The Court finds no discrepancy between Gemao's affidavit and testimony in court. Gemao's affidavit did not directly and significantly contradict his oral testimony. In fact, his statements in his affidavit and in court are consistent and unwavering that it was appellant who shot the victim. When called on the witness stand, Gemao merely provided the details prior to the shooting incident which were not specified in his affidavit. As held in People v. Dayaday:25

x x x [T]his Court had consistently ruled that the alleged inconsistencies between the testimony of a witness in open court and his sworn statement before the investigators are not fatal defects to justify a reversal of judgment. Such discrepancies do not necessarily discredit the witness since ex parte affidavits are almost always incomplete. A sworn statement or an affidavit does not purport to contain a complete compendium of the details of the event narrated by the affiant. Sworn statements taken ex parte are generally considered to be inferior to the testimony given in open court.

In the same vein, the failure of the prosecution witnesses to establish the number of persons present when the crime was committed is a minor or trivial matter which cannot weaken their credibility. The perceived inconsistency does not go to the essential elements of the crime or to the fact of its commission. Hence, the Court finds no reason to withhold full faith and credit to the testimonies of the prosecution witnesses as to the appellant's involvement in the killing of Palumbarit.

The penalty for murder is reclusion perpetua to death. However, there being no mitigating and aggravating circumstances attending the commission of the crime, the lesser of the two indivisible penalties, i.e., reclusion perpetua, shall be imposed upon appellant applying Article 63(2) of the RPC.

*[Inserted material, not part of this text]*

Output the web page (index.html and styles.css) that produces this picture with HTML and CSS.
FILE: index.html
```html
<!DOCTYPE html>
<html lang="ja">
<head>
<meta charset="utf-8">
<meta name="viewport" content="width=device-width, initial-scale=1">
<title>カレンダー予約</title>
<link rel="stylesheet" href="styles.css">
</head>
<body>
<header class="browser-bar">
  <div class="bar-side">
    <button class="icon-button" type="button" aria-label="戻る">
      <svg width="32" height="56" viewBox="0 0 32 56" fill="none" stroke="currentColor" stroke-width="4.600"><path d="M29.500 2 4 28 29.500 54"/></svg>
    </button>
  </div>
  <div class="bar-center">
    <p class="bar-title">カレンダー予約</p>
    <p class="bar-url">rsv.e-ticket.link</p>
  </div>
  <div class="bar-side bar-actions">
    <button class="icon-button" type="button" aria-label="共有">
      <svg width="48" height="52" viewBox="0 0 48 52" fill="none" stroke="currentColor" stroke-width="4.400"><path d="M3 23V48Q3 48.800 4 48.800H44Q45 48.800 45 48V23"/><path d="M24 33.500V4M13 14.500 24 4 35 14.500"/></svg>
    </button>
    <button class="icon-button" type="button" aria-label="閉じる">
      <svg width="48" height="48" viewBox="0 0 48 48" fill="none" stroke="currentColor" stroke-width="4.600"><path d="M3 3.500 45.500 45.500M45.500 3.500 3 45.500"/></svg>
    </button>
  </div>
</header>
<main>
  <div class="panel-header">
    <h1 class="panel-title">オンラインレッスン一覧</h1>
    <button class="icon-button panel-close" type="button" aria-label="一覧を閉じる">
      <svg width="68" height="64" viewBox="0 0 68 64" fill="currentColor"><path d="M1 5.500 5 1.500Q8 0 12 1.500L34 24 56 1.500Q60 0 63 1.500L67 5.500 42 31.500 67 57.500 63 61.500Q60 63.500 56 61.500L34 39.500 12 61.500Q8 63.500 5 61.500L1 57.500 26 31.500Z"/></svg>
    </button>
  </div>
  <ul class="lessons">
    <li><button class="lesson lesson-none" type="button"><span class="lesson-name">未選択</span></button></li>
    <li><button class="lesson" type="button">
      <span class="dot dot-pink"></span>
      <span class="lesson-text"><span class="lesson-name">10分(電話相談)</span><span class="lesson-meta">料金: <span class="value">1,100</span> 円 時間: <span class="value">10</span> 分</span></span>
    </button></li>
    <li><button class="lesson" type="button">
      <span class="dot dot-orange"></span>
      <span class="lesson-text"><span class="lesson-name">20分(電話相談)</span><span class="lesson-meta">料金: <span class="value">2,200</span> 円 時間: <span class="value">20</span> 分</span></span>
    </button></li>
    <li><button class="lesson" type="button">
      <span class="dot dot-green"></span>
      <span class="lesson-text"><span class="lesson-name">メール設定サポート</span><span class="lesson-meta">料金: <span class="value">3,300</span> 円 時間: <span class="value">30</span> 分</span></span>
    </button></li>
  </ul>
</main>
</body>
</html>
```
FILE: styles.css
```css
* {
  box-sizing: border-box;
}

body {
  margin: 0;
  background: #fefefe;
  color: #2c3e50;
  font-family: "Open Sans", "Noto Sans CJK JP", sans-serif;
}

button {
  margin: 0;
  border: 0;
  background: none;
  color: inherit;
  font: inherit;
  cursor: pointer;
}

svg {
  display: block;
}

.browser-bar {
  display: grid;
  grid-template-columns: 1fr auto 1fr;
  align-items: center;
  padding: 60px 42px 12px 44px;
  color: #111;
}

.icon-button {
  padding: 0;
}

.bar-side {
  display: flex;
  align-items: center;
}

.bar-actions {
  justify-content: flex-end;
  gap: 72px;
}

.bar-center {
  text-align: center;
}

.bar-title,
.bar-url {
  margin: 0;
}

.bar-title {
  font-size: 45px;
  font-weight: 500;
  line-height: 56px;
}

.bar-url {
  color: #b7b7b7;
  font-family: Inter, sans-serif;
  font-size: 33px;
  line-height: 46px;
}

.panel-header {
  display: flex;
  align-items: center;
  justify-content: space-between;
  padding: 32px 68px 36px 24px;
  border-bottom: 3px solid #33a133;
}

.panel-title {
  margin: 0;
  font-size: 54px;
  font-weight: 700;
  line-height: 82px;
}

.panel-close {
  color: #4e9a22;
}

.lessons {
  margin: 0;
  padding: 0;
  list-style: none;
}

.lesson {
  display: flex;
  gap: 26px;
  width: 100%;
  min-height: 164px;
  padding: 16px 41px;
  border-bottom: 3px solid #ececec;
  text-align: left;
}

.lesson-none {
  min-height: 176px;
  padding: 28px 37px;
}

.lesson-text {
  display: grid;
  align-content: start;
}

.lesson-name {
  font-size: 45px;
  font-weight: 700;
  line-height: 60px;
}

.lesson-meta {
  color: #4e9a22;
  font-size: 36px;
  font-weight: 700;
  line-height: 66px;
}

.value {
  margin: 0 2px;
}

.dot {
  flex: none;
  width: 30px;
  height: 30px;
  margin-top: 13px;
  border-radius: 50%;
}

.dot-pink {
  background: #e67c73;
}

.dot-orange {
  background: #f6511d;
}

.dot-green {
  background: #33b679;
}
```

As to damages, the Court deems it proper to increase the award of exemplary damages to P75,000.00 to conform to current jurisprudence.26 Civil indemnity and moral damages in the amount of P75,000.00 each as well as actual damages in the amount of P78,612.50 were properly awarded by the RTC and the CA.

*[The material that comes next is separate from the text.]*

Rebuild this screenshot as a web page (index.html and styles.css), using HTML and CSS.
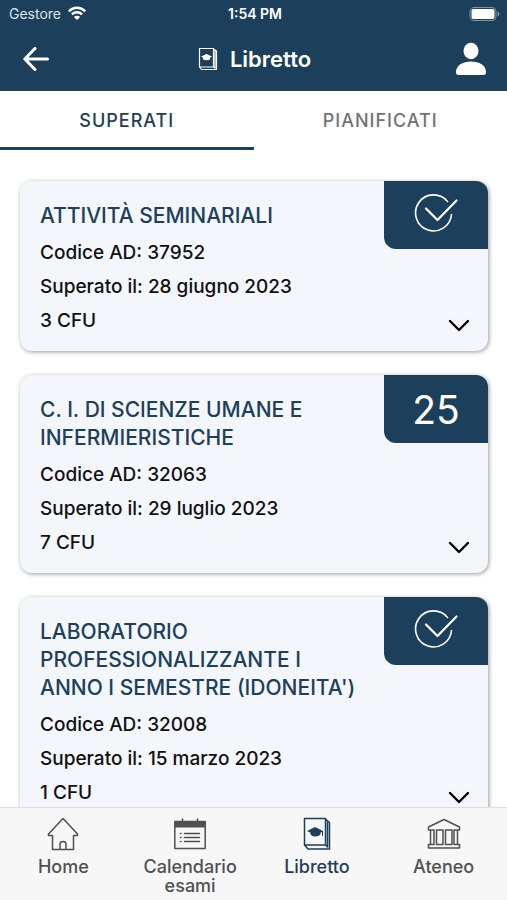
FILE: index.html
```html
<!DOCTYPE html>
<html lang="it">
<head>
<meta charset="utf-8">
<meta name="viewport" content="width=device-width, initial-scale=1">
<title>Libretto</title>
<link rel="stylesheet" href="styles.css">
</head>
<body>
<svg class="symbols" aria-hidden="true">
  <symbol id="check" viewBox="0 0 44 40">
    <path d="M33.5 8.5A18 18 0 1 0 37.5 21.500" stroke-width="1.6"/>
    <path d="M12 15.500L23.500 27L42.500 7.500" stroke-width="2.200"/>
  </symbol>
  <symbol id="chevron" viewBox="0 0 22 14">
    <path d="M2 2L11 11L20 2"/>
  </symbol>
</svg>

<header class="header">
  <div class="status">
    <div class="carrier">Gestore
      <svg class="wifi" viewBox="0 0 20 15" aria-hidden="true">
        <path d="M1.800 5.300C6.500 .6 13.500 .6 18.200 5.300M4.900 8.300C7.800 5.500 12.200 5.500 15.100 8.300"/>
        <path class="solid" d="M10 14L6.900 10.900C8.700 9.200 11.300 9.200 13.100 10.900Z"/>
      </svg>
    </div>
    <div class="clock">1:54 PM</div>
    <svg class="battery" viewBox="0 0 32 16" aria-hidden="true">
      <rect class="shell" x="1" y="1.500" width="26" height="13" rx="4"/>
      <rect class="charge" x="2.500" y="3" width="23" height="10" rx="2"/>
      <path class="tip" d="M28.500 5.500C31 6.500 31 9.500 28.500 10.500Z"/>
    </svg>
  </div>
  <div class="toolbar">
    <button class="icon-button" type="button" aria-label="Indietro">
      <svg class="back" viewBox="0 0 26 24" aria-hidden="true"><path d="M12 1.500L1.800 12L12 22.500M2.500 12H24.500"/></svg>
    </button>
    <h1 class="heading">
      <svg class="heading-icon" viewBox="0 0 20 24" aria-hidden="true">
        <path d="M1.500 1.500H15.500V20H1.500ZM1.500 20L3.500 22.500H18.500V4L15.500 2M15.500 20L17 21V4"/>
        <path class="solid" d="M3 9.500L8.500 7L14 9.500L12 10.800V12.500C10 13.500 7 13.500 5 12.500V10.800Z"/>
      </svg>
      Libretto
    </h1>
    <button class="icon-button" type="button" aria-label="Profilo">
      <svg class="profile" viewBox="0 0 30 34" aria-hidden="true">
        <ellipse cx="15" cy="9" rx="7.500" ry="8.300"/>
        <path d="M0 30C0 23.500 7 19.500 15 19.500S30 23.500 30 30C30 32.200 29.200 33 27.500 33H2.500C.8 33 0 32.200 0 30Z"/>
      </svg>
    </button>
  </div>
</header>

<div class="tabs" role="tablist">
  <button class="tab selected" type="button" role="tab" aria-selected="true">SUPERATI</button>
  <button class="tab" type="button" role="tab" aria-selected="false">PIANIFICATI</button>
</div>

<main class="list">
  <article class="card">
    <div class="details">
      <h2 class="title">ATTIVITÀ SEMINARIALI</h2>
      <p class="row">Codice AD: 37952</p>
      <p class="row">Superato il: 28 giugno 2023</p>
      <p class="row">3 CFU</p>
    </div>
    <div class="side">
      <div class="grade"><svg class="check" role="img" aria-label="Idoneo"><use href="#check"/></svg></div>
      <button class="expand" type="button" aria-label="Espandi"><svg class="chevron" aria-hidden="true"><use href="#chevron"/></svg></button>
    </div>
  </article>
  <article class="card">
    <div class="details">
      <h2 class="title">C. I. DI SCIENZE UMANE E INFERMIERISTICHE</h2>
      <p class="row">Codice AD: 32063</p>
      <p class="row">Superato il: 29 luglio 2023</p>
      <p class="row">7 CFU</p>
    </div>
    <div class="side">
      <div class="grade">25</div>
      <button class="expand" type="button" aria-label="Espandi"><svg class="chevron" aria-hidden="true"><use href="#chevron"/></svg></button>
    </div>
  </article>
  <article class="card">
    <div class="details">
      <h2 class="title">LABORATORIO PROFESSIONALIZZANTE I ANNO I SEMESTRE (IDONEITA')</h2>
      <p class="row">Codice AD: 32008</p>
      <p class="row">Superato il: 15 marzo 2023</p>
      <p class="row">1 CFU</p>
    </div>
    <div class="side">
      <div class="grade"><svg class="check" role="img" aria-label="Idoneo"><use href="#check"/></svg></div>
      <button class="expand" type="button" aria-label="Espandi"><svg class="chevron" aria-hidden="true"><use href="#chevron"/></svg></button>
    </div>
  </article>
</main>

<nav class="nav">
  <a class="nav-item" href="#home">
    <svg class="nav-icon" viewBox="0 0 34 34" aria-hidden="true">
      <path d="M17 1.500L31.500 17V18.500H27.500V32.500H6.500V18.500H2.500V17ZM14 32V27C14 23.500 20 23.500 20 27V32"/>
    </svg>
    Home
  </a>
  <a class="nav-item" href="#calendario">
    <svg class="nav-icon" viewBox="0 0 34 34" aria-hidden="true">
      <path d="M1.800 4.500H32.200V31.500H1.800ZM9.500 2V5M24.500 2V5M11.500 16.500H26.500M11.500 20.500H26.500M11.500 24.500H26.500M7.500 16.500H8M7.500 20.500H8M7.500 24.500H8"/>
      <path class="solid" d="M1.500 4H32.500V10.500H1.500Z"/>
    </svg>
    Calendario esami
  </a>
  <a class="nav-item current" href="#libretto" aria-current="page">
    <svg class="nav-icon" viewBox="0 0 34 34" aria-hidden="true">
      <path d="M4.500 1.500H25.500V28H4.500ZM4.500 28L8 32H29.500V5.500L25.500 2M25.500 28L27.500 30V5"/>
      <path class="solid" d="M7 14L15 10L23 14V19H22V15L20.500 15.800V17.500C18 20 12.500 20 10.500 17.500V15.800Z"/>
    </svg>
    Libretto
  </a>
  <a class="nav-item" href="#ateneo">
    <svg class="nav-icon" viewBox="0 0 34 34" aria-hidden="true">
      <path d="M17 2.500L32.500 10V13H30.500V27.500H32.500V31H1.500V27.500H3.500V13H1.500V10ZM3.500 13H7V27.500H3.500M27 13H30.500M27 13V27.500H30.500M9.500 13H16V27.500H9.500ZM18.500 13H25V27.500H18.500Z"/>
    </svg>
    Ateneo
  </a>
</nav>
</body>
</html>
```

FILE: styles.css
```css
:root {
  --navy: #1c405b;
  --panel: #f3f6fa;
  --grey: #505050;
}

* {
  box-sizing: border-box;
}

body {
  display: flex;
  flex-direction: column;
  height: 100vh;
  margin: 0;
  overflow: hidden;
  background: #fff;
  color: #111;
  font-family: Inter, "Liberation Sans", sans-serif;
}

button {
  padding: 0;
  border: 0;
  background: none;
  color: inherit;
  font: inherit;
  cursor: pointer;
}

svg {
  flex: none;
  fill: none;
  stroke: currentColor;
  stroke-linecap: round;
  stroke-linejoin: round;
}

svg .solid {
  fill: currentColor;
  stroke: none;
}

.symbols {
  position: absolute;
  width: 0;
  height: 0;
}

.header {
  flex: none;
  background: var(--navy);
  color: #fff;
}

.status {
  display: grid;
  grid-template-columns: 1fr auto 1fr;
  align-items: center;
  height: 27px;
  padding: 0 6px 0 9px;
  font-size: 14px;
}

.carrier {
  display: flex;
  align-items: center;
  gap: 6px;
  color: #dde5eb;
}

.clock {
  font-weight: 600;
}

.wifi {
  width: 20px;
  height: 15px;
  stroke: #fff;
  stroke-width: 2.4;
  stroke-linecap: butt;
}

.wifi .solid {
  fill: #fff;
}

.battery {
  justify-self: end;
  width: 32px;
  height: 16px;
}

.shell {
  stroke: #8296a5;
}

.charge {
  fill: #fff;
  stroke: none;
}

.tip {
  fill: #8296a5;
  stroke: none;
}

.toolbar {
  display: grid;
  grid-template-columns: 1fr auto 1fr;
  align-items: center;
  height: 64px;
  padding: 0 21px 0 23px;
}

.icon-button {
  display: flex;
  justify-self: start;
}

.icon-button:last-child {
  justify-self: end;
}

.back {
  width: 26px;
  height: 24px;
  stroke-width: 3;
}

.profile {
  width: 30px;
  height: 34px;
  fill: #fff;
  stroke: none;
}

.heading {
  display: flex;
  align-items: center;
  gap: 12px;
  margin: 0;
  font-size: 22px;
  font-weight: 600;
  line-height: 24px;
}

.heading-icon {
  width: 20px;
  height: 24px;
  stroke-width: 1.2;
}

.tabs {
  display: flex;
  flex: none;
  height: 59px;
}

.tab {
  flex: 1;
  padding-top: 3px;
  border-bottom: 3px solid transparent;
  color: #737373;
  font-size: 18px;
  font-weight: 500;
  letter-spacing: 1px;
}

.tab.selected {
  border-color: var(--navy);
  color: var(--navy);
}

.list {
  display: flex;
  flex: 1;
  flex-direction: column;
  gap: 24px;
  min-height: 0;
  padding: 31px 19px 0 20px;
  overflow: hidden;
}

.card {
  display: flex;
  flex: none;
  border-radius: 12px;
  background: var(--panel);
  box-shadow: 1px 1px 4px rgba(0, 0, 0, 0.4);
}

.details {
  flex: 1;
  padding: 21px 20px 13px;
}

.title {
  margin: 0 0 6px;
  color: var(--navy);
  font-size: 21px;
  font-weight: 500;
  line-height: 28px;
}

.row {
  margin: 0;
  font-size: 19px;
  font-weight: 500;
  line-height: 34px;
}

.side {
  display: flex;
  flex: none;
  flex-direction: column;
  justify-content: space-between;
  width: 104px;
}

.grade {
  display: flex;
  align-items: center;
  justify-content: center;
  height: 68px;
  border-radius: 0 12px 0 12px;
  background: var(--navy);
  color: #fff;
  font-size: 39px;
}

.check {
  width: 44px;
  height: 40px;
  margin-bottom: 4px;
}

.expand {
  display: flex;
  align-self: flex-end;
  padding: 18px;
}

.chevron {
  width: 22px;
  height: 14px;
  stroke: #000;
  stroke-width: 2.4;
}

.nav {
  display: grid;
  flex: none;
  grid-template-columns: repeat(4, 1fr);
  height: 93px;
  padding-top: 9px;
  border-top: 1px solid #dedfe0;
  background: #f7f7f7;
}

.nav-item {
  display: flex;
  flex-direction: column;
  align-items: center;
  gap: 6px;
  padding: 0 12px;
  color: var(--grey);
  font-size: 18px;
  font-weight: 500;
  line-height: 19px;
  text-align: center;
  text-decoration: none;
}

.nav-item.current {
  color: var(--navy);
}

.nav-icon {
  width: 34px;
  height: 34px;
  stroke-width: 1.5;
}
```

WHEREFORE, the appeal is DISMISSED. The February 12, 2018 Decision of the Court of Appeals in CA-G.R. CR-H.C. No. 07659 is AFFIRMED with MODIFICATION. The exemplary damages awarded to the heirs of Kim Kenneth Palumbarit is increased to P75,000.00. All damages shall earn interest at the rate of 6% per annum from the finality of judgment until fully paid.

SO ORDERED.

Carpio, (Chairperson), Caguioa, Lazaro-Javier, and Zalameda, JJ., concur.

Endnotes:


1 Penned by Associate Justice Zenaida T. Galapate-Laguilles, with Associate Justices Remedios A. Salazar-Fernando and Jane Aurora C. Lantion, concurring; CA rollo, pp. 95-103.

2 Id. at 50-64.

3 Id. at 50.

4 "Palumbarit" in some parts of the records.

5 CA rollo, p. 51.

6 Id. at 53-54.

7 Id. at 53 - next page (unpaged).

8 Id. at 52-53.

9 Id. at 52.

10 Id. at 54-55.

11 Id. at 63.

12 Id. at 14-15.

13 Id. at 32-33.

14 Id. at 107-108.

15Rollo, pp. 17-18.

16 Id. 33-34.

17 CA rollo, p. 50.

18 586 Phil. 120, 133 (2008).

19 G.R. No. 210731, February 13, 2019

20People v. Aquino, G. R. No. 203435, April 11, 2018; Luis B. Reyes, THE REVISED PENAL CODE, CRIMINAL LAW, Book Two, p. 496 (17th ed., 2008).

21 Exhibit "L" of the Prosecution, CA rollo, p. 9.

22People v. Aspa, Jr., G.R. No. 229507, August 6, 2018.

23People v. Caliao, G.R. No. 226392, July 23, 2018.

24People v. Foncardas, 466 Phil 992, 1010 (2004).

25 803 Phil 363, 372-373 (2017) citing People v. Yanzon, 674 Phil 169, 180 (2011).

26People v. Jugueta, 783 Phil 806, 851 (2016).